Mas se ser protagonista não é novo na carreira da atriz, vale um registro importante. Taís Araújo é a primeira negra a ter o papel principal em um folhetim da Globo no horário nobre.

"Não creio que um fato ou algum acontecimento tenha permitido isso. Para mim, é uma honra estar à frente dessa personagem e creio que isso é muito mais fruto de um trabalho que já venho desempenhando há alguns anos. Por outro lado, é mais uma conquista e que precisa ser valorizada. Se não encaro isso como um peso, reconheço que é uma responsabilidade, até mesmo pela referência que novas gerações possam vir a ter."








Mudança
Momento de afirmação
Fabiano Chaves

Se o momento é único na TV brasileira, com duas atrizes negras protagonizando novelas da Globo simultaneamente, há, também, um elemento que parece caminhar no mesmo sentido de mudança: o personagem estereotipado geralmente atribuído a atores negros.

Em "Cama de Gato", mesmo sendo sua primeira experiência como protagonista, Camila Pitanga vive uma faxineira humilde e batalhadora. Até aí, nada fora do comum. Já na novela "Viver a Vida", Taís Araújo interpreta uma modelo rica e bem-sucedida, papel que poderia estar nas mãos de uma atriz branca.

Com um intenso trabalho de pesquisa sobre a trajetória do personagem negro nas novelas brasileiras, material que resultou no filme, e posteriormente no livro, "A Negação do Brasil", o cineasta Joel Zito Araújo considera a questão como uma situação especial, "principalmente considerando a dificuldade das emissoras em colocar protagonistas negros" em suas produções.
Araújo também enfatiza outro aspecto importante sobre os papéis geralmente desempenhados por atores negros e que, no caso da personagem de Taís Araújo em "Viver a Vida" - uma modelo rica - foge ao estereótipo.

"Parecia que a regra era o negro interpretando o estereótipo do negro, ou seja, o bandido, a faxineira, o escravo, e por aí vai. É como se fossem condenados a esses papéis. No momento em que a Taís, e sua personagem, é incorporada fora desse estereótipo, abre-se um novo leque de possibilidades", diz.

O cineasta comemorou a notícia das duas atrizes à frente dos papéis principais em suas respectivas novelas. "Fiquei muito contente com a notícia que a Taís Araújo será a protagonista da próxima novela das 21h. Não sabia que a Camila Pitanga também será e fico mais feliz ainda. Vou abrir uma champagne hoje à noite", celebrou o cineasta, ao conceder essa entrevista ao Magazine.

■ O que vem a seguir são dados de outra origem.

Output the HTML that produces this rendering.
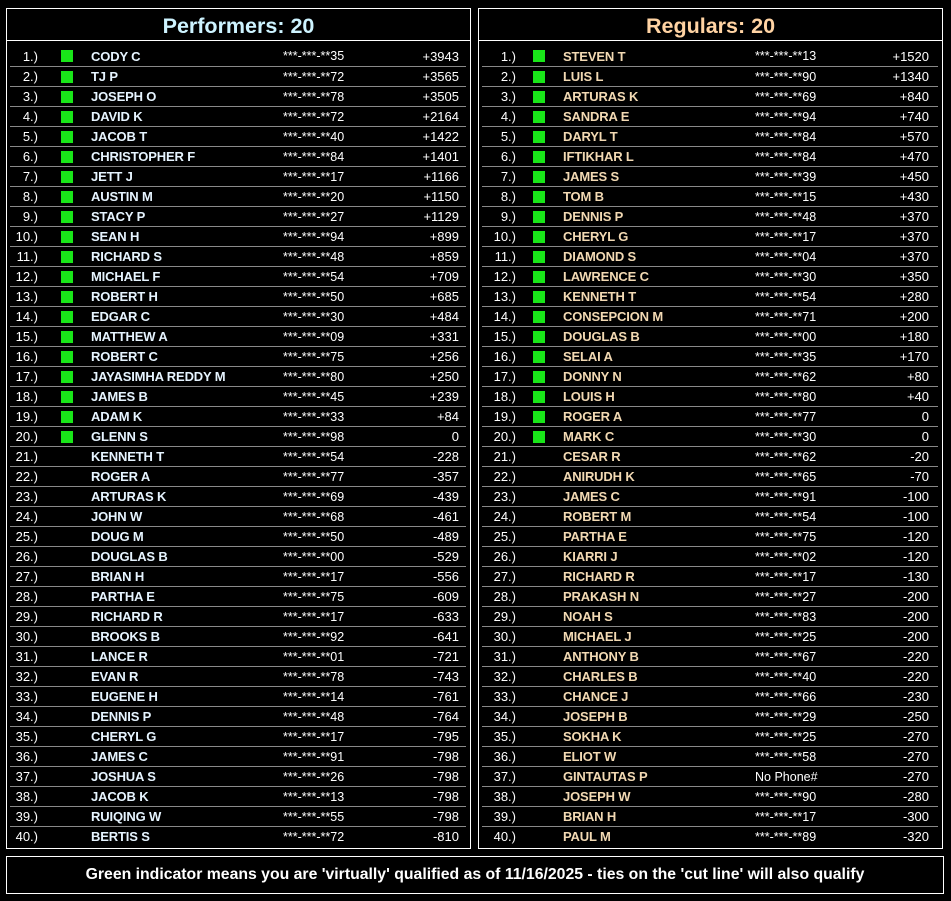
<!DOCTYPE html>
<html><head><meta charset="utf-8"><style>
*{margin:0;padding:0;box-sizing:border-box}
body{width:951px;height:901px;background:#000;position:relative;overflow:hidden;font-family:"Liberation Sans",Arial,sans-serif;color:#fff}
.p{position:absolute;top:8px;width:465px;height:841px;border:1px solid #fff}
.t{height:32px;border-bottom:1px solid #fff;text-align:center;font-weight:bold;font-size:21.5px;line-height:34px}
.rows{position:absolute;top:37px;left:3px;width:456px}
.r{height:20px;display:flex;align-items:center;font-size:13px;border-top:1px solid #888}
.r:first-child{border-top:none}
.n{width:30px;text-align:right;padding-right:2px}
.s{width:51px}
.s i{display:block;width:12px;height:12px;background:#19e619;margin-left:21px}
.m{width:192px;font-weight:bold;letter-spacing:-0.15px}
.ph{width:117px;font-size:12.5px}
.sc{width:62px;text-align:right;padding-right:3px}
#L{left:6px}#L .m{color:#e6f4ff}#L .t{color:#cdf3ff}
#R{left:478px}#R .m{color:#f2d9b3}#R .t{color:#ffd3a3}
#R .n{width:36px}#R .s{width:45px}#R .s i{margin-left:15px}#R .sc{width:62px;padding-right:5px}
.f{position:absolute;left:6px;top:856px;width:938px;height:38px;border:1px solid #fff;text-align:center;font-weight:bold;font-size:15.8px;line-height:36px}
</style></head><body>
<div class="p" id="L"><div class="t">Performers: 20</div><div class="rows">
<div class="r"><span class="n">1.)</span><span class="s"><i></i></span><span class="m">CODY C</span><span class="ph">***-***-**35</span><span class="sc">+3943</span></div>
<div class="r"><span class="n">2.)</span><span class="s"><i></i></span><span class="m">TJ P</span><span class="ph">***-***-**72</span><span class="sc">+3565</span></div>
<div class="r"><span class="n">3.)</span><span class="s"><i></i></span><span class="m">JOSEPH O</span><span class="ph">***-***-**78</span><span class="sc">+3505</span></div>
<div class="r"><span class="n">4.)</span><span class="s"><i></i></span><span class="m">DAVID K</span><span class="ph">***-***-**72</span><span class="sc">+2164</span></div>
<div class="r"><span class="n">5.)</span><span class="s"><i></i></span><span class="m">JACOB T</span><span class="ph">***-***-**40</span><span class="sc">+1422</span></div>
<div class="r"><span class="n">6.)</span><span class="s"><i></i></span><span class="m">CHRISTOPHER F</span><span class="ph">***-***-**84</span><span class="sc">+1401</span></div>
<div class="r"><span class="n">7.)</span><span class="s"><i></i></span><span class="m">JETT J</span><span class="ph">***-***-**17</span><span class="sc">+1166</span></div>
<div class="r"><span class="n">8.)</span><span class="s"><i></i></span><span class="m">AUSTIN M</span><span class="ph">***-***-**20</span><span class="sc">+1150</span></div>
<div class="r"><span class="n">9.)</span><span class="s"><i></i></span><span class="m">STACY P</span><span class="ph">***-***-**27</span><span class="sc">+1129</span></div>
<div class="r"><span class="n">10.)</span><span class="s"><i></i></span><span class="m">SEAN H</span><span class="ph">***-***-**94</span><span class="sc">+899</span></div>
<div class="r"><span class="n">11.)</span><span class="s"><i></i></span><span class="m">RICHARD S</span><span class="ph">***-***-**48</span><span class="sc">+859</span></div>
<div class="r"><span class="n">12.)</span><span class="s"><i></i></span><span class="m">MICHAEL F</span><span class="ph">***-***-**54</span><span class="sc">+709</span></div>
<div class="r"><span class="n">13.)</span><span class="s"><i></i></span><span class="m">ROBERT H</span><span class="ph">***-***-**50</span><span class="sc">+685</span></div>
<div class="r"><span class="n">14.)</span><span class="s"><i></i></span><span class="m">EDGAR C</span><span class="ph">***-***-**30</span><span class="sc">+484</span></div>
<div class="r"><span class="n">15.)</span><span class="s"><i></i></span><span class="m">MATTHEW A</span><span class="ph">***-***-**09</span><span class="sc">+331</span></div>
<div class="r"><span class="n">16.)</span><span class="s"><i></i></span><span class="m">ROBERT C</span><span class="ph">***-***-**75</span><span class="sc">+256</span></div>
<div class="r"><span class="n">17.)</span><span class="s"><i></i></span><span class="m">JAYASIMHA REDDY M</span><span class="ph">***-***-**80</span><span class="sc">+250</span></div>
<div class="r"><span class="n">18.)</span><span class="s"><i></i></span><span class="m">JAMES B</span><span class="ph">***-***-**45</span><span class="sc">+239</span></div>
<div class="r"><span class="n">19.)</span><span class="s"><i></i></span><span class="m">ADAM K</span><span class="ph">***-***-**33</span><span class="sc">+84</span></div>
<div class="r"><span class="n">20.)</span><span class="s"><i></i></span><span class="m">GLENN S</span><span class="ph">***-***-**98</span><span class="sc">0</span></div>
<div class="r"><span class="n">21.)</span><span class="s"></span><span class="m">KENNETH T</span><span class="ph">***-***-**54</span><span class="sc">-228</span></div>
<div class="r"><span class="n">22.)</span><span class="s"></span><span class="m">ROGER A</span><span class="ph">***-***-**77</span><span class="sc">-357</span></div>
<div class="r"><span class="n">23.)</span><span class="s"></span><span class="m">ARTURAS K</span><span class="ph">***-***-**69</span><span class="sc">-439</span></div>
<div class="r"><span class="n">24.)</span><span class="s"></span><span class="m">JOHN W</span><span class="ph">***-***-**68</span><span class="sc">-461</span></div>
<div class="r"><span class="n">25.)</span><span class="s"></span><span class="m">DOUG M</span><span class="ph">***-***-**50</span><span class="sc">-489</span></div>
<div class="r"><span class="n">26.)</span><span class="s"></span><span class="m">DOUGLAS B</span><span class="ph">***-***-**00</span><span class="sc">-529</span></div>
<div class="r"><span class="n">27.)</span><span class="s"></span><span class="m">BRIAN H</span><span class="ph">***-***-**17</span><span class="sc">-556</span></div>
<div class="r"><span class="n">28.)</span><span class="s"></span><span class="m">PARTHA E</span><span class="ph">***-***-**75</span><span class="sc">-609</span></div>
<div class="r"><span class="n">29.)</span><span class="s"></span><span class="m">RICHARD R</span><span class="ph">***-***-**17</span><span class="sc">-633</span></div>
<div class="r"><span class="n">30.)</span><span class="s"></span><span class="m">BROOKS B</span><span class="ph">***-***-**92</span><span class="sc">-641</span></div>
<div class="r"><span class="n">31.)</span><span class="s"></span><span class="m">LANCE R</span><span class="ph">***-***-**01</span><span class="sc">-721</span></div>
<div class="r"><span class="n">32.)</span><span class="s"></span><span class="m">EVAN R</span><span class="ph">***-***-**78</span><span class="sc">-743</span></div>
<div class="r"><span class="n">33.)</span><span class="s"></span><span class="m">EUGENE H</span><span class="ph">***-***-**14</span><span class="sc">-761</span></div>
<div class="r"><span class="n">34.)</span><span class="s"></span><span class="m">DENNIS P</span><span class="ph">***-***-**48</span><span class="sc">-764</span></div>
<div class="r"><span class="n">35.)</span><span class="s"></span><span class="m">CHERYL G</span><span class="ph">***-***-**17</span><span class="sc">-795</span></div>
<div class="r"><span class="n">36.)</span><span class="s"></span><span class="m">JAMES C</span><span class="ph">***-***-**91</span><span class="sc">-798</span></div>
<div class="r"><span class="n">37.)</span><span class="s"></span><span class="m">JOSHUA S</span><span class="ph">***-***-**26</span><span class="sc">-798</span></div>
<div class="r"><span class="n">38.)</span><span class="s"></span><span class="m">JACOB K</span><span class="ph">***-***-**13</span><span class="sc">-798</span></div>
<div class="r"><span class="n">39.)</span><span class="s"></span><span class="m">RUIQING W</span><span class="ph">***-***-**55</span><span class="sc">-798</span></div>
<div class="r"><span class="n">40.)</span><span class="s"></span><span class="m">BERTIS S</span><span class="ph">***-***-**72</span><span class="sc">-810</span></div>
</div></div>
<div class="p" id="R"><div class="t">Regulars: 20</div><div class="rows">
<div class="r"><span class="n">1.)</span><span class="s"><i></i></span><span class="m">STEVEN T</span><span class="ph">***-***-**13</span><span class="sc">+1520</span></div>
<div class="r"><span class="n">2.)</span><span class="s"><i></i></span><span class="m">LUIS L</span><span class="ph">***-***-**90</span><span class="sc">+1340</span></div>
<div class="r"><span class="n">3.)</span><span class="s"><i></i></span><span class="m">ARTURAS K</span><span class="ph">***-***-**69</span><span class="sc">+840</span></div>
<div class="r"><span class="n">4.)</span><span class="s"><i></i></span><span class="m">SANDRA E</span><span class="ph">***-***-**94</span><span class="sc">+740</span></div>
<div class="r"><span class="n">5.)</span><span class="s"><i></i></span><span class="m">DARYL T</span><span class="ph">***-***-**84</span><span class="sc">+570</span></div>
<div class="r"><span class="n">6.)</span><span class="s"><i></i></span><span class="m">IFTIKHAR L</span><span class="ph">***-***-**84</span><span class="sc">+470</span></div>
<div class="r"><span class="n">7.)</span><span class="s"><i></i></span><span class="m">JAMES S</span><span class="ph">***-***-**39</span><span class="sc">+450</span></div>
<div class="r"><span class="n">8.)</span><span class="s"><i></i></span><span class="m">TOM B</span><span class="ph">***-***-**15</span><span class="sc">+430</span></div>
<div class="r"><span class="n">9.)</span><span class="s"><i></i></span><span class="m">DENNIS P</span><span class="ph">***-***-**48</span><span class="sc">+370</span></div>
<div class="r"><span class="n">10.)</span><span class="s"><i></i></span><span class="m">CHERYL G</span><span class="ph">***-***-**17</span><span class="sc">+370</span></div>
<div class="r"><span class="n">11.)</span><span class="s"><i></i></span><span class="m">DIAMOND S</span><span class="ph">***-***-**04</span><span class="sc">+370</span></div>
<div class="r"><span class="n">12.)</span><span class="s"><i></i></span><span class="m">LAWRENCE C</span><span class="ph">***-***-**30</span><span class="sc">+350</span></div>
<div class="r"><span class="n">13.)</span><span class="s"><i></i></span><span class="m">KENNETH T</span><span class="ph">***-***-**54</span><span class="sc">+280</span></div>
<div class="r"><span class="n">14.)</span><span class="s"><i></i></span><span class="m">CONSEPCION M</span><span class="ph">***-***-**71</span><span class="sc">+200</span></div>
<div class="r"><span class="n">15.)</span><span class="s"><i></i></span><span class="m">DOUGLAS B</span><span class="ph">***-***-**00</span><span class="sc">+180</span></div>
<div class="r"><span class="n">16.)</span><span class="s"><i></i></span><span class="m">SELAI A</span><span class="ph">***-***-**35</span><span class="sc">+170</span></div>
<div class="r"><span class="n">17.)</span><span class="s"><i></i></span><span class="m">DONNY N</span><span class="ph">***-***-**62</span><span class="sc">+80</span></div>
<div class="r"><span class="n">18.)</span><span class="s"><i></i></span><span class="m">LOUIS H</span><span class="ph">***-***-**80</span><span class="sc">+40</span></div>
<div class="r"><span class="n">19.)</span><span class="s"><i></i></span><span class="m">ROGER A</span><span class="ph">***-***-**77</span><span class="sc">0</span></div>
<div class="r"><span class="n">20.)</span><span class="s"><i></i></span><span class="m">MARK C</span><span class="ph">***-***-**30</span><span class="sc">0</span></div>
<div class="r"><span class="n">21.)</span><span class="s"></span><span class="m">CESAR R</span><span class="ph">***-***-**62</span><span class="sc">-20</span></div>
<div class="r"><span class="n">22.)</span><span class="s"></span><span class="m">ANIRUDH K</span><span class="ph">***-***-**65</span><span class="sc">-70</span></div>
<div class="r"><span class="n">23.)</span><span class="s"></span><span class="m">JAMES C</span><span class="ph">***-***-**91</span><span class="sc">-100</span></div>
<div class="r"><span class="n">24.)</span><span class="s"></span><span class="m">ROBERT M</span><span class="ph">***-***-**54</span><span class="sc">-100</span></div>
<div class="r"><span class="n">25.)</span><span class="s"></span><span class="m">PARTHA E</span><span class="ph">***-***-**75</span><span class="sc">-120</span></div>
<div class="r"><span class="n">26.)</span><span class="s"></span><span class="m">KIARRI J</span><span class="ph">***-***-**02</span><span class="sc">-120</span></div>
<div class="r"><span class="n">27.)</span><span class="s"></span><span class="m">RICHARD R</span><span class="ph">***-***-**17</span><span class="sc">-130</span></div>
<div class="r"><span class="n">28.)</span><span class="s"></span><span class="m">PRAKASH N</span><span class="ph">***-***-**27</span><span class="sc">-200</span></div>
<div class="r"><span class="n">29.)</span><span class="s"></span><span class="m">NOAH S</span><span class="ph">***-***-**83</span><span class="sc">-200</span></div>
<div class="r"><span class="n">30.)</span><span class="s"></span><span class="m">MICHAEL J</span><span class="ph">***-***-**25</span><span class="sc">-200</span></div>
<div class="r"><span class="n">31.)</span><span class="s"></span><span class="m">ANTHONY B</span><span class="ph">***-***-**67</span><span class="sc">-220</span></div>
<div class="r"><span class="n">32.)</span><span class="s"></span><span class="m">CHARLES B</span><span class="ph">***-***-**40</span><span class="sc">-220</span></div>
<div class="r"><span class="n">33.)</span><span class="s"></span><span class="m">CHANCE J</span><span class="ph">***-***-**66</span><span class="sc">-230</span></div>
<div class="r"><span class="n">34.)</span><span class="s"></span><span class="m">JOSEPH B</span><span class="ph">***-***-**29</span><span class="sc">-250</span></div>
<div class="r"><span class="n">35.)</span><span class="s"></span><span class="m">SOKHA K</span><span class="ph">***-***-**25</span><span class="sc">-270</span></div>
<div class="r"><span class="n">36.)</span><span class="s"></span><span class="m">ELIOT W</span><span class="ph">***-***-**58</span><span class="sc">-270</span></div>
<div class="r"><span class="n">37.)</span><span class="s"></span><span class="m">GINTAUTAS P</span><span class="ph">No Phone#</span><span class="sc">-270</span></div>
<div class="r"><span class="n">38.)</span><span class="s"></span><span class="m">JOSEPH W</span><span class="ph">***-***-**90</span><span class="sc">-280</span></div>
<div class="r"><span class="n">39.)</span><span class="s"></span><span class="m">BRIAN H</span><span class="ph">***-***-**17</span><span class="sc">-300</span></div>
<div class="r"><span class="n">40.)</span><span class="s"></span><span class="m">PAUL M</span><span class="ph">***-***-**89</span><span class="sc">-320</span></div>
</div></div>
<div class="f">Green indicator means you are 'virtually' qualified as of 11/16/2025 - ties on the 'cut line' will also qualify</div>
</body></html>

Ator mais antigo em atividade contínua na Globo, Milton Gonçalves exalta as qualidades profissionais das atrizes sobre qualquer acontecimento ou momento, para justificar a opção por elas como protagonistas de seus respectivos folhetins.

"Camila e Taís estão lá porque merecem. A Taís começou muito jovem e vem trilhando um caminho muito respeitável. Com a Camila é a mesma coisa. Ambas passaram por um processo de busca, de muito estudo e dedicação. Lutaram muito por esse espaço e têm méritos", coloca ele.

Com um vasto currículo na televisão brasileira, a atriz Chica Xavier celebra essa ocasião nas produções da emissora. "Estou agradecendo a Deus por poder assistir a isso com saúde e lucidez. Estou com 77 anos e, sinceramente, não esperava que duas atrizes negras protagonizassem novelas simultaneamente. Estou muito feliz com esse momento", exalta Chica que, em todos os anos de carreira e a diversidade de personagens que já interpretou, afirma nunca ter se imaginado interpretando uma protagonista.

A atriz também ressalta a questão do estereótipo do negro, até mesmo por sua própria experiência em interpretar personagens estereotipados. "São situações que temos que enfrentar. Foram poucas as ocasiões em que interpretei personagens que não eram escravas, faxineiras, entre outros. A Taís, interpretando uma personagem assim, arrogante e rica, penso que pode acabar com esse estereótipo geralmente atribuído aos negros. Isso é muito importante".